Innovative Q & A start to engrossing trio concert
Trio Kurtag, three young women, played four string trios, all written by men in their 20s, at the Riverhead Studio, Louth, on Tuesday (June 13). But before the music started the audience were given a five-minute innovative and helpful Question and Answer session with the musicians: Juliette Roos (violin), Yume Fujise (viola) and Eliza Millett (cello).
Beethoven’s grand but not haughty Opus 9 No. 3 from 1797/8 was performed by three very safe pairs of hands with much nuance over its twenty-four minutes in the composer’s favourite ‘dark’ key of C minor. Dark perhaps, but certainly not black. In fact, Beethoven manages a wry smile in the finale and even a joke as a coda.
Alongside this stalwart of the repertoire were three lesser-known works from the first half of the twentieth century: namely (in order of performance) by Gideon Klein (1944), Ernst von Dohnanyi (1902) and Jean Françaix (1933). Indeed, the trio brought out every inflection, folk dance idiom and translucent melody and harmony in these three pieces.
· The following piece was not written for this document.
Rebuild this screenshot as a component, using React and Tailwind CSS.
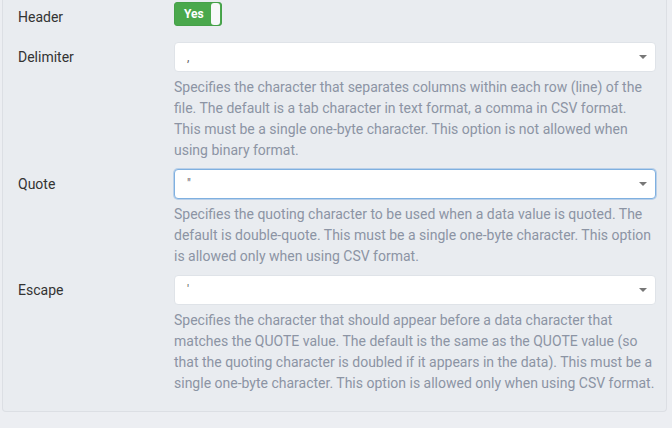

A special highlight of the concert, organised by the Louth and District Concert Society, was the trio by Gideon Klein, a composer not yet listed in the Hutchinson/BBC Music Magazine Encyclopedia but well worth exploring. His life was cut short in a Nazi concentration camp in 1945 having just turned twenty-six. Entering into his scintillating soundscapes somewhat in the shadow of Bartok, we realise instantly what brilliance he demonstrated in his composition and glimpses of what more might have been said. Perhaps the only disappointment of the evening was that we were denied an encore, no doubt due to time constraints with the Trio’s direct return to London that evening. Well done LDCS: a very enjoyable, memorable concert.